Jurisdiction is everything.  Without it, a court has no power to make one more step.  Where a court has no jurisdiction, there would be no basis for a continuation of proceedings pending other evidence.  A court of law downs its tools in respect of the matter before it the moment it holds the opinion that it is without jurisdiction”.

There is thus need to find out whether the lower court had jurisdiction to try the matter now being sought to be transferred to this court.  It is noted that the Applicants have not annexed a valuation report so as to establish if indeed the suit property is valued at over Kshs.100 million as contended by the Applicants.  Be that as it may, if this court is going to accept the Applicants claim on the value of the suit property as the gospel truth, then it follows that the lower court did not have jurisdiction in the first place to entertain the suit since under the Magistrate’s Court Act the highest court presided over by a Chief Magistrate has pecuniary jurisdiction not exceeding Kshs. 20 million.  It is trite that the power to transfer a case to the High Court for hearing may only be exercised if the court before which it is filed is a court vested with competent jurisdiction to try and dispose of the matter and that if the suit filed is incompetent, then the High Court lacks jurisdiction to effect a transfer.  It is therefore quite clear that the suit namely Machakos Chief Magistrate Court Succession Cause No. 469 of 2016 is not only an incompetent suit but also a nullity in law and hence there is nothing to transfer.  The Applicants have admitted that the lower court has no jurisdiction to hear the matter and hence the suit before that court is incompetent and a nullity in law.  There is therefore nothing to transfer.  It is on that ground that the Applicants application must fail.  
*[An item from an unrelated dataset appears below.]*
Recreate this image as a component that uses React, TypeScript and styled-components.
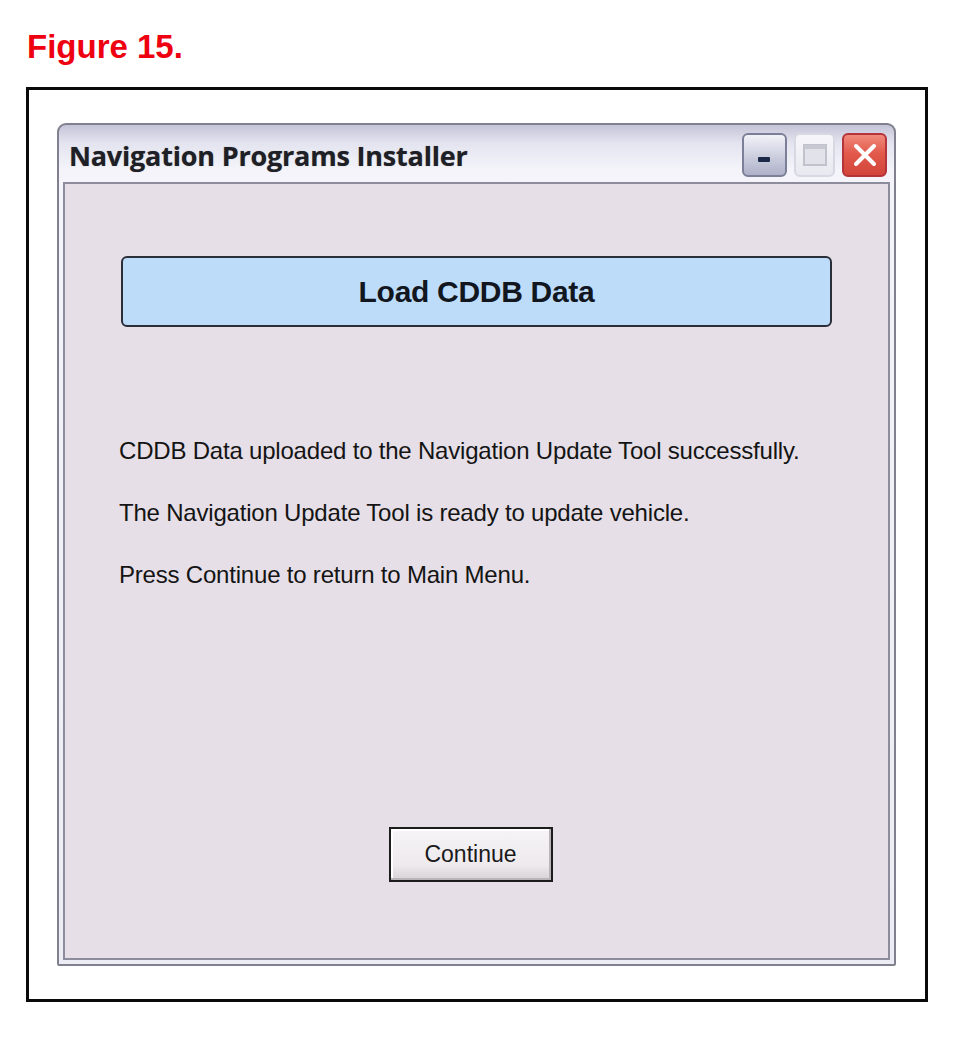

6. Before I pen off, I need to point out one more thing.  The record of the lower court reveals that a consent was entered into on the 28/08/2018 whereby the letters of grant of administration issued on 21/02/2018 was revoked and that the suit was marked as closed.  Again, on the 16/01/2020 the trial court directed that a fresh petition be filed by the petitioners who are the Applicants herein.  If that is the true record of the lower court, then it means that there is nothing to be transferred to the High Court for determination since there is no suit in existence.  Further, the revocation of the grant of letters of administration on the 28/08/2019 meant that the Applicants ceased to be petitioners in Machakos Chief Magistrate’s Court Succession Cause No. 469 of 2016 and ipso facto lacked locus standi to institute proceedings on behalf of the estate of the deceased.  It is instructive to note that the Applicants have not approached the lower court to seek to revive the suit by having the consent set aside so as to approach this court for the transfer of the suit.  I must point out that at this juncture this court is not clothed with jurisdiction to transfer from a subordinate court to itself a matter that is already closed.  It would appear to me that the Applicants are ingenuously trying to revive the closed case through the back door under the guise of the lower court’s lack of jurisdiction.  If the lower court had directed that a fresh petition be filed then the Applicants or Respondents should do just that.  No reasons have been given by the Applicants as to why they have not filed the fresh petition as ordered.  I find the application is clearly an abuse of the court process.

7. In light of the foregoing observations, it is my finding that the Applicants application dated 22/04/2021 lacks merit.  The same is ordered dismissed with costs.

It is so ordered.

DATED AND DELIVERED AT MACHAKOS THIS 14TH DAY OF  JUNE, 2021.